Although Cazey's insufficient evidence point is asserted as his final point of error, for the sake of efficiency we will consider it first. The test for sufficiency is "whether, after viewing all the evidence in the light most favorable to the prosecution, any rational trier of fact could have found the essential elements of the offense beyond a reasonable doubt." Chambers v. State, 711 S.W.2d 240, 245 (Tex. Crim. App. 1986).

The complainant, Ricky Green, testified that on November 11, 1988, he was taking his trash to his in-law's trash dump. On the way to the dump, he had to stop to open a gate that was near Cazey's trailer house. When Cazey saw Green drive up to the gate, he came out of his trailer and told Green he would shoot him if Green went through the gate. Cazey said that Green was interfering with deer hunters that were on his property. Green then told Cazey he would turn around and go another way, but he could "go down the road anytime [he] wanted to." After hearing this, Cazey went inside the trailer. Green was in his truck, turning around, when he heard a shot. Green looked out the truck window and saw Cazey standing on his front porch firing at him with a .22 caliber rifle. Fearing he would be killed, Green fell over onto the seat to his right. After the shooting stopped, Green drove home and called the sheriff's department.

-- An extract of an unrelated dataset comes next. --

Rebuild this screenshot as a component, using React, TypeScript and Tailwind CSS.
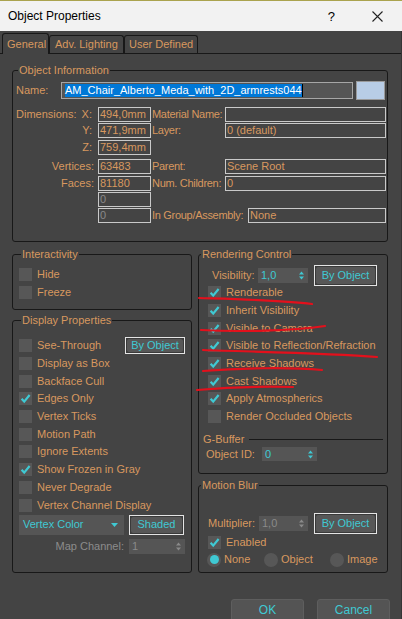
import React from 'react';

const orange = 'text-[#d8985f]';
const cyan = 'text-[#3fc9d3]';

function Tick() {
  return (
    <svg width="13" height="13" viewBox="0 0 13 13">
      <path d="M2.6 6.8 L5.2 9.6 L10.6 3" fill="none" stroke="#3fc9d3" strokeWidth="2.2" />
    </svg>
  );
}

function CheckRow({ label, on = false }: { label: string; on?: boolean }) {
  return (
    <div className="flex h-[17.7px] items-center">
      <span className="flex h-[13px] w-[13px] shrink-0 items-center justify-center bg-[#575757]">
        {on && <Tick />}
      </span>
      <span className={`ml-[5px] whitespace-nowrap ${orange}`}>{label}</span>
    </div>
  );
}

function Arrows({ color }: { color: string }) {
  return (
    <svg width="5" height="9" viewBox="0 0 5 9">
      <path d="M0 3.5L2.5 0.5L5 3.5Z M0 5.5L2.5 8.5L5 5.5Z" fill={color} />
    </svg>
  );
}

function Spinner({ value, className, disabled = false }: { value: string; className: string; disabled?: boolean }) {
  return (
    <div
      className={`flex shrink-0 items-center justify-between bg-[#555555] pl-[3px] pr-[4px] ${
        disabled ? 'text-[#8a8a8a]' : cyan
      } ${className}`}
    >
      <span>{value}</span>
      <Arrows color={disabled ? '#8a8a8a' : '#3fc9d3'} />
    </div>
  );
}

function OutlinedButton({ label, className }: { label: string; className: string }) {
  return (
    <div className={`shrink-0 border border-[#e4e4e4] bg-[#3a3a3a] p-[1px] ${className}`}>
      <div className={`flex h-full items-center justify-center rounded-[2px] bg-[#575757] ${cyan}`}>{label}</div>
    </div>
  );
}

function Group({ title, className, children }: { title: string; className?: string; children: React.ReactNode }) {
  return (
    <fieldset className={`rounded-[3px] border border-[#181818] ${className ?? ''}`}>
      <legend className={`ml-[2px] px-[1px] leading-[13px] ${orange}`}>{title}</legend>
      {children}
    </fieldset>
  );
}

function Field({ value = '', w, dim = false }: { value?: string; w: string; dim?: boolean }) {
  return (
    <div
      className={`flex h-[15px] shrink-0 items-center whitespace-nowrap border border-[#c9c9c9] pl-[1px] ${w} ${
        dim ? 'text-[#8a8a8a]' : orange
      }`}
    >
      {value}
    </div>
  );
}

function Label({ text, w }: { text: string; w: string }) {
  return <span className={`shrink-0 whitespace-nowrap pl-[1px] tracking-[-0.3px] ${w}`}>{text}</span>;
}

function Radio({ label, on = false, w }: { label: string; on?: boolean; w: string }) {
  return (
    <div className={`flex items-center ${w}`}>
      <span className="flex h-[14px] w-[14px] items-center justify-center rounded-full bg-[#575757]">
        {on && <span className="h-[9px] w-[9px] rounded-full bg-[#3fc9d3]" />}
      </span>
      <span className={`ml-[3px] ${orange}`}>{label}</span>
    </div>
  );
}

export default function App() {
  return (
    <div className="relative h-[619px] w-[402px] overflow-hidden bg-[#444444] font-['Liberation_Sans',Arial,sans-serif] text-[11px] leading-[13px]">
      {/* Title bar */}
      <div className="flex h-[31px] items-center border-t border-[#aaa34e] bg-[#f2f2f2] pl-[8px] text-[12px] text-black">
        <span>Object Properties</span>
        <span className="ml-auto text-[13px]">?</span>
        <svg className="ml-[37px] mr-[19px]" width="11" height="11" viewBox="0 0 11 11">
          <path d="M0.5 0.5L10.5 10.5M10.5 0.5L0.5 10.5" stroke="#222" strokeWidth="1.1" />
        </svg>
      </div>

      <div className="border-r border-[#353535]">
        {/* Tabs */}
        <div className="flex h-[23px] items-end border-b border-[#181818] pl-[2px]">
          <div className={`relative -mb-[1px] flex h-[21px] w-[47px] items-center rounded-t-[3px] border border-b-0 border-[#181818] bg-[#444444] pl-[4px] ${orange}`}>
            General
          </div>
          <div className={`flex h-[18px] w-[75px] items-center rounded-t-[3px] border border-b-0 border-[#181818] pl-[5px] ${orange}`}>
            Adv. Lighting
          </div>
          <div className={`flex h-[18px] w-[74px] items-center rounded-t-[3px] border border-b-0 border-[#181818] pl-[4px] ${orange}`}>
            User Defined
          </div>
        </div>

        <div className="px-[12px]">
          {/* Object Information */}
          <Group title="Object Information" className="mt-[10px] w-[376px] pb-[18px] pl-[3px] pt-[4px]">
            <div className={`flex h-[19px] items-center ${orange}`}>
              <span className="w-[45px]">Name:</span>
              <div className="flex h-[17px] w-[292px] items-center border border-[#a6a6a6] bg-[#555555] pl-[3px]">
                <span className="whitespace-nowrap bg-[#0078d7] leading-[13px] text-white">AM_Chair_Alberto_Meda_with_2D_armrests044</span>
                <span className="h-[13px] w-[1px] bg-black" />
              </div>
              <span className="ml-[3px] h-[19px] w-[29px] border border-[#9a9a9a] bg-[#b8cde6]" />
            </div>

            <div className={`mt-[7px] flex items-center ${orange}`}>
              <div className="flex w-[82px] shrink-0 justify-between pr-[6px]">
                <span>Dimensions:</span>
                <span>X:</span>
              </div>
              <Field w="w-[53px]" value="494,0mm" />
              <Label w="w-[74px]" text="Material Name:" />
              <Field w="w-[161px]" />
            </div>
            <div className={`mt-[1px] flex items-center ${orange}`}>
              <div className="w-[82px] shrink-0 pr-[6px] text-right">Y:</div>
              <Field w="w-[53px]" value="471,9mm" />
              <Label w="w-[74px]" text="Layer:" />
              <Field w="w-[161px]" value="0 (default)" />
            </div>
            <div className={`mt-[2px] flex items-center ${orange}`}>
              <div className="w-[82px] shrink-0 pr-[6px] text-right">Z:</div>
              <Field w="w-[53px]" value="759,4mm" />
            </div>
            <div className={`mt-[4px] flex items-center ${orange}`}>
              <div className="w-[82px] shrink-0 pr-[4px] text-right">Vertices:</div>
              <Field w="w-[53px]" value="63483" />
              <Label w="w-[74px]" text="Parent:" />
              <Field w="w-[161px]" value="Scene Root" />
            </div>
            <div className={`mt-[2px] flex items-center ${orange}`}>
              <div className="w-[82px] shrink-0 pr-[4px] text-right">Faces:</div>
              <Field w="w-[53px]" value="81180" />
              <Label w="w-[74px]" text="Num. Children:" />
              <Field w="w-[161px]" value="0" />
            </div>
            <div className="mt-[1px] flex items-center">
              <div className="w-[82px] shrink-0" />
              <Field w="w-[53px]" value="0" dim />
            </div>
            <div className={`mt-[1px] flex items-center ${orange}`}>
              <div className="w-[82px] shrink-0" />
              <Field w="w-[53px]" value="0" dim />
              <Label w="w-[97px]" text="In Group/Assembly:" />
              <Field w="w-[138px]" value="None" />
            </div>
          </Group>

          <div className="mt-[6px] flex gap-[6px]">
            {/* Left column */}
            <div className="w-[180px] shrink-0">
              <Group title="Interactivity" className="pb-[8px] pl-[6px] pt-[4px]">
                <div className="flex h-[18px] items-center">
                  <span className="h-[13px] w-[13px] bg-[#575757]" />
                  <span className={`ml-[5px] ${orange}`}>Hide</span>
                </div>
                <div className="flex h-[18px] items-center">
                  <span className="h-[13px] w-[13px] bg-[#575757]" />
                  <span className={`ml-[5px] ${orange}`}>Freeze</span>
                </div>
              </Group>

              <Group title="Display Properties" className="mt-[4px] pb-[18px] pl-[6px] pr-[6px] pt-[10px]">
                <div className="flex items-center justify-between">
                  <CheckRow label="See-Through" />
                  <OutlinedButton label="By Object" className="h-[17px] w-[60px]" />
                </div>
                <CheckRow label="Display as Box" />
                <CheckRow label="Backface Cull" />
                <CheckRow label="Edges Only" on />
                <CheckRow label="Vertex Ticks" />
                <CheckRow label="Motion Path" />
                <CheckRow label="Ignore Extents" />
                <CheckRow label="Show Frozen in Gray" on />
                <CheckRow label="Never Degrade" />
                <CheckRow label="Vertex Channel Display" />
                <div className="mt-[1px] flex h-[20px] items-center">
                  <div className={`flex h-[20px] w-[105px] shrink-0 items-center justify-between bg-[#555555] pl-[4px] pr-[6px] ${cyan}`}>
                    <span>Vertex Color</span>
                    <svg width="7" height="4" viewBox="0 0 7 4">
                      <path d="M0 0H7L3.5 4Z" fill="#3fc9d3" />
                    </svg>
                  </div>
                  <OutlinedButton label="Shaded" className="ml-[5px] h-[20px] w-[55px]" />
                </div>
                <div className="mt-[4px] flex h-[15px] items-center">
                  <span className="w-[105px] shrink-0 whitespace-nowrap text-right text-[#8c8c8c]">Map Channel:</span>
                  <Spinner value="1" disabled className="ml-[5px] h-[15px] w-[56px] bg-[#4f4f4f]" />
                </div>
              </Group>
            </div>

            {/* Right column */}
            <div className="w-[190px] shrink-0">
              <Group title="Rendering Control" className="pb-[11px] pt-[5px]">
                <div className="flex h-[18px] items-center">
                  <span className={`w-[59px] shrink-0 pl-[13px] ${orange}`}>Visibility:</span>
                  <Spinner value="1,0" className="h-[15px] w-[50px]" />
                  <OutlinedButton label="By Object" className="ml-[6px] h-[21px] w-[63px]" />
                </div>
                <div className="pl-[9px]">
                  <CheckRow label="Renderable" on />
                  <CheckRow label="Inherit Visibility" on />
                  <CheckRow label="Visible to Camera" on />
                  <CheckRow label="Visible to Reflection/Refraction" on />
                  <CheckRow label="Receive Shadows" on />
                  <CheckRow label="Cast Shadows" on />
                  <CheckRow label="Apply Atmospherics" on />
                  <CheckRow label="Render Occluded Objects" />
                </div>
                <fieldset className="mx-[4px] mt-[7px] border-t border-[#181818]">
                  <legend className={`pr-[5px] leading-[13px] ${orange}`}>G-Buffer</legend>
                  <div className="mt-[1px] flex h-[15px] items-center">
                    <span className={`w-[59px] shrink-0 pl-[3px] ${orange}`}>Object ID:</span>
                    <Spinner value="0" className="h-[14px] w-[55px]" />
                  </div>
                </fieldset>
              </Group>

              <Group title="Motion Blur" className="mt-[5px] pb-[4px] pt-[21px]">
                <div className="flex h-[21px] items-center">
                  <span className={`w-[60px] shrink-0 pl-[9px] ${orange}`}>Multiplier:</span>
                  <Spinner value="1,0" disabled className="h-[15px] w-[49px] bg-[#4f4f4f]" />
                  <OutlinedButton label="By Object" className="ml-[6px] h-[21px] w-[63px]" />
                </div>
                <div className="pl-[9px]">
                  <CheckRow label="Enabled" on />
                </div>
                <div className="flex h-[17px] items-center pl-[8px]">
                  <Radio label="None" on w="w-[57px]" />
                  <Radio label="Object" w="w-[66px]" />
                  <Radio label="Image" w="w-[56px]" />
                </div>
              </Group>
            </div>
          </div>
        </div>

        {/* Dialog buttons */}
        <div className="mt-[26px] flex justify-end gap-[13px] pr-[11px]">
          <div className={`flex h-[24px] w-[73px] justify-center rounded-[3px] border border-[#5e5e5e] bg-[#545454] pt-[4px] text-[12px] ${cyan}`}>
            OK
          </div>
          <div className={`flex h-[24px] w-[73px] justify-center rounded-[3px] border border-[#5e5e5e] bg-[#545454] pt-[4px] text-[12px] ${cyan}`}>
            Cancel
          </div>
        </div>
      </div>

      {/* Red pen marks over the rendering options */}
      <svg className="pointer-events-none absolute left-0 top-0" width="402" height="619" viewBox="0 0 402 619">
        <g fill="none" stroke="#e3101c" strokeWidth="2.2" strokeLinecap="round">
          <path d="M199 298 C230 299 280 300 312 304" />
          <path d="M201 330 C240 332 290 331 325 326" />
          <path d="M203 350 C260 352 330 353 377 357" />
          <path d="M203 371 C240 368 290 367 322 370" />
          <path d="M197 390 C220 388 260 386 293 387" />
        </g>
      </svg>
    </div>
  );
}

The evidence showed that there was a bullet hole above the passenger-side door handle, three in the bottom part of the passenger-side door, and a bullet hole between the door and the wheel well of the tire. The passenger-side window was shattered by a bullet, and there was a bullet hole right above the stereo speaker inside the "right hand" door (passenger-side door) of the truck. Green testified that when the bullets were hitting the truck he believed that Cazey was trying to kill him. Two of the bullets lodged in the cushion of the seat just below where he was lying. Green told the jury that one of the bullets landed probably within three inches of his body, and that the bullet that came through the window hit at "eye level."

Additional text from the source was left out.